• _What the task requires_
Repeat every line of the material, character for character.

++++ Supplied material

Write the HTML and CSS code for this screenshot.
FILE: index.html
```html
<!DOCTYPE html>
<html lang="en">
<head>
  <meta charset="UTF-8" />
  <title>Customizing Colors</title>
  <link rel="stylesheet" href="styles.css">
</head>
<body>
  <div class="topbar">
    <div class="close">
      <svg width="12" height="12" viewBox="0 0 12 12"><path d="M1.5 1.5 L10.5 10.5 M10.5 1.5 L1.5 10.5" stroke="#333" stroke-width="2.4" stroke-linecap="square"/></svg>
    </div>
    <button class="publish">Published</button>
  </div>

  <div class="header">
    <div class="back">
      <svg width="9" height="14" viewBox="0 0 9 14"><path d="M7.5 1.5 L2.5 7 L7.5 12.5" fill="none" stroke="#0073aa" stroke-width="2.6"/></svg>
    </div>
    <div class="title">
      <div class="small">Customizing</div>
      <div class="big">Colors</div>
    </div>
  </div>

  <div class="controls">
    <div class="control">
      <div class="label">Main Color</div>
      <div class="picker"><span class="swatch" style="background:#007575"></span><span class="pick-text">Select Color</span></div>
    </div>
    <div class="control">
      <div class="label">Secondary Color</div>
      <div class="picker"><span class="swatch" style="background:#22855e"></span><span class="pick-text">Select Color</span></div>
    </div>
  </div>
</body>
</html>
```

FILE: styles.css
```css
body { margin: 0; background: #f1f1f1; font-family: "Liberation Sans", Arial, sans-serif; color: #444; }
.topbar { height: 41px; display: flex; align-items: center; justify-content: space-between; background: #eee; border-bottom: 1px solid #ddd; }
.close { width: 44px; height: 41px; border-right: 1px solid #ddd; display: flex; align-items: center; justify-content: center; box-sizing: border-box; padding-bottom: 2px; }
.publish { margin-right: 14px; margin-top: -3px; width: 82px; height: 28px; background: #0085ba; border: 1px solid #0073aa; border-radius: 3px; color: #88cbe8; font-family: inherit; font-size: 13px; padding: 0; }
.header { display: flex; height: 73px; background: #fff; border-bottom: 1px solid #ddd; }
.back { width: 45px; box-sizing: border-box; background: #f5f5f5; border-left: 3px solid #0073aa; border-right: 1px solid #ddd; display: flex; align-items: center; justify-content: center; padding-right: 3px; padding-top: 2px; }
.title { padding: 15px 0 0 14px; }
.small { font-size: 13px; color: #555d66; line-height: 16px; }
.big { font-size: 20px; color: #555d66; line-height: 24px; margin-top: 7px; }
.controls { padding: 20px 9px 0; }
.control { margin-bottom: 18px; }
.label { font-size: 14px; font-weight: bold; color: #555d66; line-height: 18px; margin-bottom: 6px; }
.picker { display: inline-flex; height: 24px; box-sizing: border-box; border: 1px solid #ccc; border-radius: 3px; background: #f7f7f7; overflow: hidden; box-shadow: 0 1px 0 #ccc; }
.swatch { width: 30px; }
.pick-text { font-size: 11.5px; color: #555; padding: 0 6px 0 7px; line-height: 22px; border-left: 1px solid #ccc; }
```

++++++++

• _Answer_
Write the HTML and CSS code for this screenshot.
FILE: index.html
```html
<!DOCTYPE html>
<html lang="en">
<head>
  <meta charset="UTF-8" />
  <title>Customizing Colors</title>
  <link rel="stylesheet" href="styles.css">
</head>
<body>
  <div class="topbar">
    <div class="close">
      <svg width="12" height="12" viewBox="0 0 12 12"><path d="M1.5 1.5 L10.5 10.5 M10.5 1.5 L1.5 10.5" stroke="#333" stroke-width="2.4" stroke-linecap="square"/></svg>
    </div>
    <button class="publish">Published</button>
  </div>

  <div class="header">
    <div class="back">
      <svg width="9" height="14" viewBox="0 0 9 14"><path d="M7.5 1.5 L2.5 7 L7.5 12.5" fill="none" stroke="#0073aa" stroke-width="2.6"/></svg>
    </div>
    <div class="title">
      <div class="small">Customizing</div>
      <div class="big">Colors</div>
    </div>
  </div>

  <div class="controls">
    <div class="control">
      <div class="label">Main Color</div>
      <div class="picker"><span class="swatch" style="background:#007575"></span><span class="pick-text">Select Color</span></div>
    </div>
    <div class="control">
      <div class="label">Secondary Color</div>
      <div class="picker"><span class="swatch" style="background:#22855e"></span><span class="pick-text">Select Color</span></div>
    </div>
  </div>
</body>
</html>
```

FILE: styles.css
```css
body { margin: 0; background: #f1f1f1; font-family: "Liberation Sans", Arial, sans-serif; color: #444; }
.topbar { height: 41px; display: flex; align-items: center; justify-content: space-between; background: #eee; border-bottom: 1px solid #ddd; }
.close { width: 44px; height: 41px; border-right: 1px solid #ddd; display: flex; align-items: center; justify-content: center; box-sizing: border-box; padding-bottom: 2px; }
.publish { margin-right: 14px; margin-top: -3px; width: 82px; height: 28px; background: #0085ba; border: 1px solid #0073aa; border-radius: 3px; color: #88cbe8; font-family: inherit; font-size: 13px; padding: 0; }
.header { display: flex; height: 73px; background: #fff; border-bottom: 1px solid #ddd; }
.back { width: 45px; box-sizing: border-box; background: #f5f5f5; border-left: 3px solid #0073aa; border-right: 1px solid #ddd; display: flex; align-items: center; justify-content: center; padding-right: 3px; padding-top: 2px; }
.title { padding: 15px 0 0 14px; }
.small { font-size: 13px; color: #555d66; line-height: 16px; }
.big { font-size: 20px; color: #555d66; line-height: 24px; margin-top: 7px; }
.controls { padding: 20px 9px 0; }
.control { margin-bottom: 18px; }
.label { font-size: 14px; font-weight: bold; color: #555d66; line-height: 18px; margin-bottom: 6px; }
.picker { display: inline-flex; height: 24px; box-sizing: border-box; border: 1px solid #ccc; border-radius: 3px; background: #f7f7f7; overflow: hidden; box-shadow: 0 1px 0 #ccc; }
.swatch { width: 30px; }
.pick-text { font-size: 11.5px; color: #555; padding: 0 6px 0 7px; line-height: 22px; border-left: 1px solid #ccc; }
```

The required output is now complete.